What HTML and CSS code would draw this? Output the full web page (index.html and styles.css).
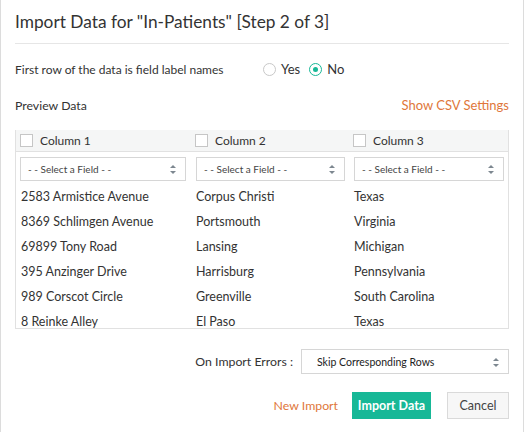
FILE: index.html
```html
<!DOCTYPE html>
<html>
<head>
<meta charset="utf-8">
<link rel="stylesheet" href="styles.css">
</head>
<body>
<div class="dialog">
  <h1 class="title">Import Data for "In-Patients" [Step 2 of 3]</h1>
  <div class="option-row">
    <span class="option-label">First row of the data is field label names</span>
    <label class="radio"><span class="radio-dot"></span>Yes</label>
    <label class="radio checked"><span class="radio-dot"></span>No</label>
  </div>
  <div class="preview-head">
    <span>Preview Data</span>
    <a class="link csv">Show CSV Settings</a>
  </div>
  <div class="preview">
    <div class="grid">
      <div class="hcell"><span class="check"></span>Column 1</div>
      <div class="hcell"><span class="check"></span>Column 2</div>
      <div class="hcell"><span class="check"></span>Column 3</div>
      <div class="scell"><div class="select small">- - Select a Field - -<span class="arrows"></span></div></div>
      <div class="scell"><div class="select small">- - Select a Field - -<span class="arrows"></span></div></div>
      <div class="scell"><div class="select small">- - Select a Field - -<span class="arrows"></span></div></div>
      <div class="cell">2583 Armistice Avenue</div><div class="cell">Corpus Christi</div><div class="cell">Texas</div>
      <div class="cell">8369 Schlimgen Avenue</div><div class="cell">Portsmouth</div><div class="cell">Virginia</div>
      <div class="cell">69899 Tony Road</div><div class="cell">Lansing</div><div class="cell">Michigan</div>
      <div class="cell">395 Anzinger Drive</div><div class="cell">Harrisburg</div><div class="cell">Pennsylvania</div>
      <div class="cell">989 Corscot Circle</div><div class="cell">Greenville</div><div class="cell">South Carolina</div>
      <div class="cell">8 Reinke Alley</div><div class="cell">El Paso</div><div class="cell">Texas</div>
    </div>
  </div>
  <div class="errors-row">
    <span class="errors-label">On Import Errors :</span>
    <div class="select wide">Skip Corresponding Rows<span class="arrows"></span></div>
  </div>
  <div class="actions">
    <a class="link new">New Import</a>
    <button class="btn primary">Import Data</button>
    <button class="btn cancel">Cancel</button>
  </div>
</div>
</body>
</html>
```
FILE: styles.css
```css
* { box-sizing: border-box; }
html, body { margin: 0; padding: 0; background: #fff; }
body { font-family: Lato, "Open Sans", sans-serif; color: #333; font-size: 12.3px; }
.dialog {
  width: 524px;
  height: 432px;
  border-left: 1px solid #dcdcdc;
  border-right: 1px solid #dcdcdc;
  padding: 0 14px;
  overflow: hidden;
}
.title {
  margin: 0;
  font-size: 17.3px;
  font-weight: 400;
  line-height: 22px;
  padding-top: 11px;
  padding-bottom: 10px;
  border-bottom: 1px solid #e6e6e6;
  color: #333;
}
.option-row {
  display: flex;
  align-items: center;
  height: 24px;
  margin-top: 13px;
  font-size: 12px;
}
.option-label { width: 248px; }
.radio { display: flex; align-items: center; margin-right: 9px; font-size: 13px; }
.radio-dot {
  width: 13px; height: 13px; border-radius: 50%;
  border: 1px solid #c8c8c8; margin-right: 5px; position: relative;
}
.radio.checked .radio-dot { border-color: #17b897; }
.radio.checked .radio-dot::after {
  content: ""; position: absolute; left: 3px; top: 3px;
  width: 5px; height: 5px; border-radius: 50%; background: #17b897;
}
.preview-head {
  display: flex; justify-content: space-between; align-items: center;
  margin-top: 14px; height: 20px;
}
.link { color: #e0773b; }
.csv { font-size: 13px; }
.preview {
  margin-top: 15px;
  height: 199px;
  border: 1px solid #e1e1e1;
  border-top: none;
  overflow: hidden;
}
.grid {
  display: grid;
  grid-template-columns: 175px 158px 1fr;
  font-size: 12.5px;
}
.hcell {
  background: #f5f6f6;
  height: 22px;
  border-bottom: 1px solid #e1e1e1;
  display: flex; align-items: center;
  padding-left: 4px;
  font-size: 12px;
}
.check {
  width: 13px; height: 13px; border: 1px solid #c6c6c6; background: #fff;
  margin-right: 7px;
}
.scell { padding: 5px 4px 4px; }
.select {
  position: relative;
  border: 1px solid #d6d6d6;
  background: #fff;
  display: flex; align-items: center;
}
.select.small { height: 24px; font-size: 10px; padding-left: 7px; color: #444; width: 166px; }
.scell:nth-child(5) .select { width: 149px; margin-left: 1px; }
.scell:nth-child(6) .select { width: 150px; margin-left: 1px; }
.arrows {
  position: absolute; right: 9px; top: 50%; width: 6px; height: 9px; margin-top: -4px;
}
.arrows::before, .arrows::after {
  content: ""; position: absolute; left: 0;
  border-left: 3px solid transparent; border-right: 3px solid transparent;
}
.arrows::before { top: 0; border-bottom: 3px solid #7d8790; }
.arrows::after { bottom: 0; border-top: 3px solid #7d8790; }
.cell {
  height: 25px; line-height: 24px; padding-left: 5px; white-space: nowrap;
}
.errors-row {
  display: flex; justify-content: flex-end; align-items: center;
  margin-top: 20px;
}
.errors-label { margin-right: 8px; }
.select.wide { width: 208px; height: 25px; font-size: 10.5px; padding-left: 15px; color: #222; }
.actions {
  display: flex; justify-content: flex-end; align-items: center;
  margin-top: 18px;
}
.btn {
  font-family: inherit; height: 27px; font-size: 12.5px; border-radius: 0;
  cursor: pointer; padding: 0; white-space: nowrap;
}
.new { margin-right: 14px; }
.primary {
  width: 79px; background: #17b897; color: #fff; border: 1px solid #17b897; font-weight: 700;
  margin-right: 16px;
}
.cancel { width: 62px; background: #f7f7f7; color: #444; border: 1px solid #dadada; }
```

INSTRUCTIONS TO FOLLOW. Copy out every line that includes the word "index".

RESULT BELOW.
What HTML and CSS code would draw this? Output the full web page (index.html and styles.css).
FILE: index.html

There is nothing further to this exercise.